Phags-pa is a complex script in rendering terms, and Windows Vista does not actively support the script. Nevertheless, under Windows Vista, Unicode Phags-pa text renders correctly in all respects (joining, contextual shaping and variation sequences) in BabelPad and Notepad using my BabelStone Phags-pa Book font :


Phags-pa text rendered in BabelPad with the BabelStone Phags-pa Book font under Windows Vista


However, under Windows 7, the font is next to useless, as no joining or shaping behaviour is applied :


Phags-pa text rendered in BabelPad with the BabelStone Phags-pa Book font under Windows 7


On the other hand, the same Phags-pa text does render correctly using the Microsoft PhagsPa font that ships with Windows 7 :


Phags-pa text rendered in BabelPad with the Microsoft PhagsPa font under Windows 7


Now, the Microsoft PhagsPa font is in many respects (and not coincidentally) very similar to my BabelStone Phags-pa Book font, but the one crucial difference between the two fonts is the set of OpenType features that are used to control the joining and shaping behaviour of characters. The BabelStone Phags-pa Book font uses the Contextual Ligatures <clig> and Glyph Composition Decomposition <ccmp> features to enable it to do all the joining and shaping stuff, including variation sequences, internally without any need for assistance from Uniscribe. On the other hand, the Microsoft PhagsPa font uses the Initial Forms <init>, Medial Forms <medi> and Terminal Forms <fina> features to do the joining behaviour, and these features rely on Uniscribe. For this reason, the Microsoft PhagsPa font won't work correctly under Windows Vista (no Uniscribe support for Phags-pa), and conversely, the BabelStone Phags-pa Book font won't work correctly under Windows 7 (too much Uniscribe support for Phags-pa). I can't really complain about this, as Microsoft support for Phags-pa would almost inevitably mean making Uniscribe instrumental in the rendering process and using a different set of OpenType features than I used (of necessity) in my font. What I will do, when and if I ever get some free time from Tangut, is release new versions of my Phags-pa fonts that use the same OpenType features as the Microsoft PhagsPa font does.

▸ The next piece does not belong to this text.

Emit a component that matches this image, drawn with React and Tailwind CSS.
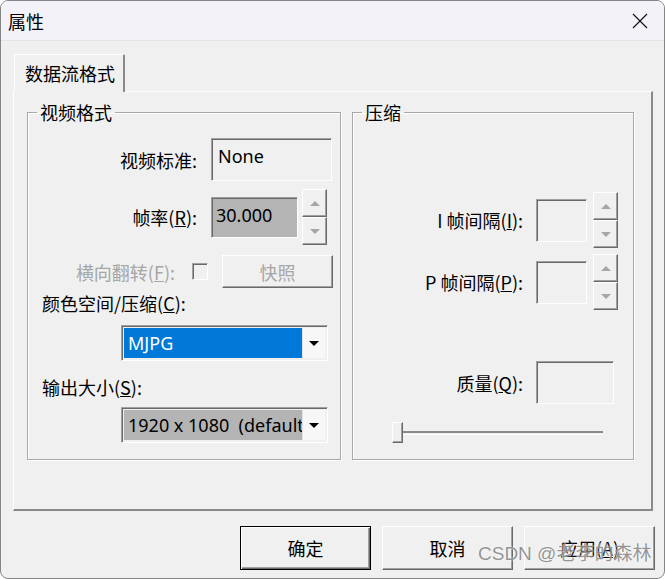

But there is one added complication. Starting with Windows 7, Microsoft now use the newly defined Format 14 cmap subtable (Unicode Variation Sequences) to process variation sequences, thus by-passing OpenType entirely. In Windows Vista and earlier, variation sequences would work without any special support from Uniscribe by defining glyph substitutions in the font under the Glyph Composition Decomposition <ccmp> OpenType feature. Thus, under Windows Vista it is possible to correctly render Mathematical Variation Sequences by using James Kass' Code2000 font, or Phags-pa variation sequences using my Phags-pa fonts. But under Windows 7, variation sequences no longer render correctly using these fonts. Instead, under Windows 7, Microsoft's Cambria Math font supports Mathematical Variation Sequences, and Microsoft PhagsPa supports Phags-pa variation sequences, by including variation sequence mappings in an additional Format 14 cmap subtable which is accessed by Uniscribe. In my opinion, the use of a cmap subtable to apply variation sequences rather than use simple OpenType features is a very bad idea, as it overcomplicates what is essentially a very simple task, and makes variation sequence support not backwards compatible with versions of Windows prior to Windows 7. Moreover (and from my perspective, more importantly), there is not yet widespread support for the new Format 14 cmap subtable, and the font editor that I use have no short term plans to add support for this subtable, which makes it difficult for amateur font developers like myself to create fonts that use the Windows 7 model for variation sequences.

Finally, the screenshot above shows a variation sequence <U+A86A U+A85E U+FE00> (ꡪꡞ︀) rendered correctly with the Microsoft PhagsPa font on BabelPad (NB this only works on BabelPad version 5.2.0.0 or later, as applications need to set an undocumented flag in Uniscribe [SCRIPT_CONTROL.fMergeNeutralItems = TRUE] for the Format 14 cmap substitutions to work), but take a look what happens when we display the same text on Internet Explorer 8 under Windows 7 :

Phags-pa text rendered in Internet Explorer 8 with the Microsoft PhagsPa font under Windows 7


... the variation sequence (highlighted) is rendered incorrectly as two disconnected glyphs. Looks like Internet Explorer 8 does not yet support the new Format 14 cmap subtable for variation sequences; yet one more example of Microsoft's disconnected thinking across different development teams, and the appalling lack of testing that seems to be par for the course with Microsoft.